EL SILENCIO DE BOJAYÁ

He leído con tristeza la historia que escribió Patricia Nieto sobre su último viaje a Bojayá para asistir a la exhumación de los restos de las 119 personas sepultadas en el cementerio de esa población del río Atrato donde sucedió la masacre de mayo de 2002, en un combate entre guerrilleros de las Farc y grupos paramilitares.
La periodista viajó por la región a comienzos de mayo, acompañada por la fotógrafa Natalia Botero, tratando de reconstruir el proceso judicial y sus repercusiones políticas y sociales. Su relato fue publicado en Verdad Abierta, un sitio web dedicado al conflicto armado en Colombia.
Durante su estadía, Patricia y su compañera fueron asediadas por líderes del Comité por los Derechos de las Víctimas de Bojayá, que les impidieron entrevistar a los pobladores, tomar fotografías y hasta usar una libreta de notas durante la celebración de una misa en memoria de las víctimas.
Un funcionario de la ONU también les ordenó “apagar sus equipos” e impidió a un grupo de camarógrafos grabar una escena para un documental sobre la vida del sacerdote Antún Ramos Cuesta —quien sobrevivió a la masacre y lideró el traslado de los heridos en el año 2002—. Según Patricia, “cuando el padre Ramos dijo que los camarógrafos estaban con él, el funcionario intentó apartarlo del corrillo halándolo del brazo bruscamente”.
La actuación del empleado de la ONU fue el detonante para las agresiones que se presentaron contra las periodistas el 11 y el 12 de mayo. Durante esos días, los líderes del Comité, de manera intimidante, no solo reiteraron a las periodistas su prohibición de registrar cualquier escena, sino que amenazaron a una familia indígena con hacerla castigar de sus autoridades por permitir la visita de periodistas a su casa. También acudieron a agentes de la Policía Nacional para vigilarlas e impedir que hablaran con la gente.
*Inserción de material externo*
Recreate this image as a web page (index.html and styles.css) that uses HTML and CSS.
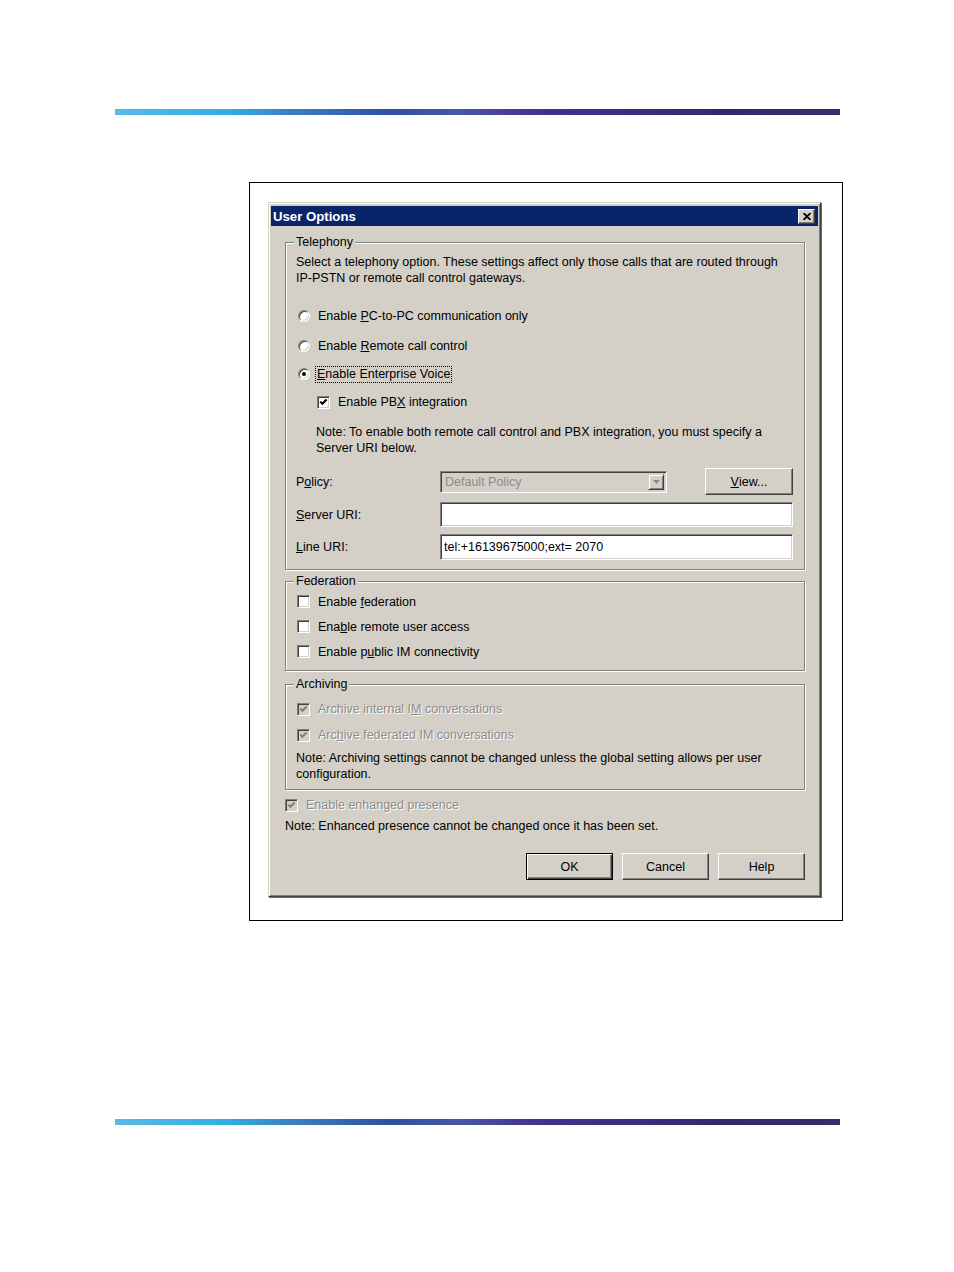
FILE: index.html
```html
<!DOCTYPE html>
<html>
<head>
<meta charset="utf-8">
<title>User Options</title>
<link rel="stylesheet" href="styles.css">
</head>
<body>
<div class="rule rule-top"></div>
<div class="figure">
  <div class="dialog">
    <div class="titlebar">
      <span class="title">User Options</span>
      <span class="close"><svg width="8" height="7" viewBox="0 0 8 7"><path d="M0.5 0 L7.5 7 M7.5 0 L0.5 7" stroke="#000" stroke-width="1.8" fill="none"/></svg></span>
    </div>
    <div class="body">
      <fieldset class="group tel">
        <legend>Telephony</legend>
        <p class="desc">Select a telephony option. These settings affect only those calls that are routed through<br>IP-PSTN or remote call control gateways.</p>
        <div class="opt radio-row r1"><span class="radio"></span><span class="lbl">Enable <u>P</u>C-to-PC communication only</span></div>
        <div class="opt radio-row r2"><span class="radio"></span><span class="lbl">Enable <u>R</u>emote call control</span></div>
        <div class="opt radio-row r3"><span class="radio"><span class="dot"></span></span><span class="lbl focus"><u>E</u>nable Enterprise Voice</span></div>
        <div class="opt cb-row sub"><span class="cb"><svg width="9" height="9" viewBox="0 0 9 9"><path d="M1.3 3.6 L3.4 5.8 L7.6 1.4" stroke="#000" stroke-width="2.1" fill="none"/></svg></span><span class="lbl">Enable PB<u>X</u> integration</span></div>
        <p class="note sub-note">Note: To enable both remote call control and PBX integration, you must specify a<br>Server URI below.</p>
        <div class="field f-policy">
          <span class="flabel">P<u>o</u>licy:</span>
          <span class="select"><span class="seltext">Default Policy</span><span class="selbtn"><svg width="7" height="4" viewBox="0 0 7 4"><path d="M0 0 H7 L3.5 4 Z" fill="#8a8a8a"/></svg></span></span>
          <span class="btn view"><u>V</u>iew...</span>
        </div>
        <div class="field f-server">
          <span class="flabel"><u>S</u>erver URI:</span>
          <span class="input"></span>
        </div>
        <div class="field f-line">
          <span class="flabel"><u>L</u>ine URI:</span>
          <span class="input tall">tel:+16139675000;ext= 2070</span>
        </div>
      </fieldset>

      <fieldset class="group fed">
        <legend>Federation</legend>
        <div class="opt cb-row r25"><span class="cb"></span><span class="lbl">Enable <u>f</u>ederation</span></div>
        <div class="opt cb-row r25"><span class="cb"></span><span class="lbl">Ena<u>b</u>le remote user access</span></div>
        <div class="opt cb-row r25"><span class="cb"></span><span class="lbl">Enable p<u>u</u>blic IM connectivity</span></div>
      </fieldset>

      <fieldset class="group arch">
        <legend>Archiving</legend>
        <div class="opt cb-row r26 first"><span class="cb dis-cb"><svg width="9" height="9" viewBox="0 0 9 9"><path d="M1.3 3.6 L3.4 5.8 L7.6 1.4" stroke="#808080" stroke-width="2.1" fill="none"/></svg></span><span class="lbl dis">Archive internal I<u>M</u> conversations</span></div>
        <div class="opt cb-row r26"><span class="cb dis-cb"><svg width="9" height="9" viewBox="0 0 9 9"><path d="M1.3 3.6 L3.4 5.8 L7.6 1.4" stroke="#808080" stroke-width="2.1" fill="none"/></svg></span><span class="lbl dis">Arc<u>h</u>ive federated IM conversations</span></div>
        <p class="note arch-note">Note: Archiving settings cannot be changed unless the global setting allows per user<br>configuration.</p>
      </fieldset>

      <div class="opt cb-row enh"><span class="cb dis-cb"><svg width="9" height="9" viewBox="0 0 9 9"><path d="M1.3 3.6 L3.4 5.8 L7.6 1.4" stroke="#808080" stroke-width="2.1" fill="none"/></svg></span><span class="lbl dis">Enable enhan<u>g</u>ed presence</span></div>
      <p class="note enh-note">Note: Enhanced presence cannot be changed once it has been set.</p>

      <div class="buttons">
        <span class="btn default">OK</span>
        <span class="btn">Cancel</span>
        <span class="btn">Help</span>
      </div>
    </div>
  </div>
</div>
<div class="rule rule-bottom"></div>
</body>
</html>
```

FILE: styles.css
```css
* { box-sizing: border-box; }

body {
  margin: 0;
  background: #fff;
  font-family: "Liberation Sans", Arial, sans-serif;
  font-size: 12.5px;
  color: #000;
}

.rule {
  margin-left: 115px;
  width: 725px;
  height: 6px;
  background: linear-gradient(to right,
    #5cb9e6 0px, #2fb0e4 110px, #3c80c3 175px, #2e50a0 275px,
    #4a56a6 345px, #45318e 420px, #36286f 600px, #3a2a68 725px);
}
.rule-top { margin-top: 109px; }
.rule-bottom { margin-top: 198px; }

.figure {
  margin: 67px 0 0 249px;
  width: 594px;
  height: 739px;
  border: 1px solid #000;
  padding: 19px 0 0 18px;
}

.dialog {
  width: 553px;
  height: 695px;
  background: #d4d0c8;
  border: 1px solid;
  border-color: #d4d0c8 #404040 #404040 #d4d0c8;
  box-shadow: inset 1px 1px 0 #fff, inset -1px -1px 0 #808080, 1px 1px 0 #6a6a6a;
  padding: 3px 2px;
  display: flex;
  flex-direction: column;
}

.titlebar {
  height: 20px;
  background: #0a246a;
  color: #fff;
  display: flex;
  align-items: center;
  justify-content: space-between;
  padding: 0 3px 0 2px;
  flex: none;
}
.title {
  font-weight: bold;
  font-size: 13.2px;
}
.close {
  width: 17px;
  height: 15px;
  background: #d4d0c8;
  border: 1px solid;
  border-color: #fff #404040 #404040 #fff;
  box-shadow: inset -1px -1px 0 #808080;
  display: flex;
  align-items: center;
  justify-content: center;
}

.body {
  padding: 0 13px 0 14px;
  display: flex;
  flex-direction: column;
}

.group {
  margin: 0;
  padding: 0 11px 0 10px;
  border: 1px solid #808080;
  box-shadow: 1px 1px 0 #fff, inset 1px 1px 0 #fff;
  min-width: 0;
}
.group legend {
  padding: 0 2px;
  margin-left: -2px;
  height: 16px;
  line-height: 16px;
  background: #d4d0c8;
}

.tel { margin-top: 8px; padding-bottom: 9px; }
.fed { margin-top: 3px; padding-bottom: 6px; }
.arch { margin-top: 5px; padding-bottom: 7px; }

p { margin: 0; }
.desc, .note { line-height: 16px; }
.desc { margin-top: 4px; }

.opt {
  display: flex;
  align-items: center;
  height: 20px;
}
.radio-row { padding-left: 2px; gap: 8px; }
.cb-row { padding-left: 1px; gap: 8px; }
.r1 { margin-top: 20px; }
.r2 { margin-top: 10px; }
.r3 { margin-top: 8px; }
.sub { margin-top: 8px; padding-left: 21px; }
.r25 { height: 25px; }
.r26 { height: 26px; }
.r26.first { margin-top: 4px; }

.tel .note { margin-top: 12px; }
.sub-note { padding-left: 20px; }
.arch-note { margin-top: 2px; }

.radio {
  width: 12px;
  height: 12px;
  border-radius: 50%;
  border: 1px solid;
  border-color: #808080 #fff #fff #808080;
  box-shadow: inset 1px 1px 0 #404040, inset -1px -1px 0 #d4d0c8;
  background: #fff;
  display: flex;
  align-items: center;
  justify-content: center;
  flex: none;
}
.dot {
  width: 4px;
  height: 4px;
  border-radius: 50%;
  background: #000;
}

.focus {
  border: 1px dotted #000;
  padding: 0 1px;
  margin-left: -3px;
  line-height: 15px;
}

.cb {
  width: 13px;
  height: 13px;
  border: 1px solid;
  border-color: #808080 #fff #fff #808080;
  box-shadow: inset 1px 1px 0 #404040, inset -1px -1px 0 #d4d0c8;
  background: #fff;
  display: flex;
  align-items: center;
  justify-content: center;
  flex: none;
}
.cb.dis-cb { background: #d4d0c8; }

.dis {
  color: #8c8c8c;
  text-shadow: 1px 1px 0 #fff;
}

.field {
  display: flex;
  align-items: center;
}
.flabel { width: 144px; flex: none; }
.f-policy { margin-top: 12px; height: 27px; }
.f-server { margin-top: 7px; height: 25px; }
.f-line { margin-top: 7px; height: 26px; }

.select {
  width: 227px;
  height: 22px;
  border: 1px solid;
  border-color: #808080 #fff #fff #808080;
  box-shadow: inset 1px 1px 0 #404040, inset -1px -1px 0 #d4d0c8;
  background: #d4d0c8;
  display: flex;
  align-items: center;
  padding: 2px;
}
.seltext {
  flex: 1;
  color: #8c8c8c;
  padding-left: 2px;
}
.selbtn {
  width: 16px;
  height: 16px;
  background: #d4d0c8;
  border: 1px solid;
  border-color: #d4d0c8 #404040 #404040 #d4d0c8;
  box-shadow: inset 1px 1px 0 #fff, inset -1px -1px 0 #808080;
  display: flex;
  align-items: center;
  justify-content: center;
}

.input {
  width: 353px;
  height: 25px;
  border: 1px solid;
  border-color: #808080 #fff #fff #808080;
  box-shadow: inset 1px 1px 0 #404040, inset -1px -1px 0 #d4d0c8;
  background: #fff;
  display: flex;
  align-items: center;
  padding-left: 3px;
}
.input.tall { height: 26px; }

.btn {
  height: 27px;
  background: #d4d0c8;
  border: 1px solid;
  border-color: #fff #404040 #404040 #fff;
  box-shadow: inset -1px -1px 0 #808080;
  display: flex;
  align-items: center;
  justify-content: center;
}
.view { width: 88px; margin-left: 38px; }

.enh { margin-top: 5px; padding-left: 0; }
.enh-note { margin-top: 3px; }

.buttons {
  margin-top: 19px;
  display: flex;
  justify-content: flex-end;
  gap: 9px;
}
.buttons .btn { width: 87px; }
.btn.default {
  border: 1px solid #000;
  box-shadow: inset 1px 1px 0 #fff, inset -1px -1px 0 #404040, inset -2px -2px 0 #808080;
}
```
Al final, los miembros del Comité justificaron sus actos exhibiendo un “protocolo para el manejo de comunicaciones” según el cual no se puede grabar, tomar fotografías, ni escribir sobre el proceso de exhumación en Bojayá. El protocolo también adjudica al Comité el poder de censurar los trabajos periodísticos y decidir qué clase de información es pública o reservada.
“Nunca, ni guerrilla, ni paramilitares, ni Ejército me impidieron hacer mi trabajo como en esos seis días en Bojayá”, le dijo la fotógrafa Natalia Botero al periodista Pascual Gaviria.
Por eso Patricia y su compañera regresaron del Atrato con las manos vacías y llenas de preguntas después de ver cómo, según sus palabras, “en nombre del dolor, algunos líderes de los colectivos de víctimas se erigen en un poder de hecho para controlar la información”.
La publicación del relato de Patricia Nieto provocó un debate entre periodistas, académicos y representantes de organizaciones no gubernamentales que luchan por la defensa de los derechos de las víctimas.
Un grupo de académicos publicó una declaración en la que advierte sobre “los efectos negativos que pueden tener este tipo de denuncias donde se ubica al Comité de víctimas como censuradores de una verdad o “dueños” de la memoria. Esta acusación riñe con el reconocimiento de la autonomía y el derecho de las víctimas a construir verdades y memorias en sus propios términos”.
Los periodistas sabemos que es nuestro deber proteger la intimidad de las personas y respetar su dolor, tal como lo ha hecho Patricia Nieto en su valioso trabajo en defensa de las víctimas, que le ha merecido numerosos premios nacionales e internacionales, pero al mismo tiempo defendemos el derecho a la libertad de informar y a tener libre acceso a las fuentes de información.
Si no fuera por esas libertades que nuestros compañeros han defendido hasta con su propia vida ¿cuántas masacres como las de Bojayá habrían quedado en silencio?.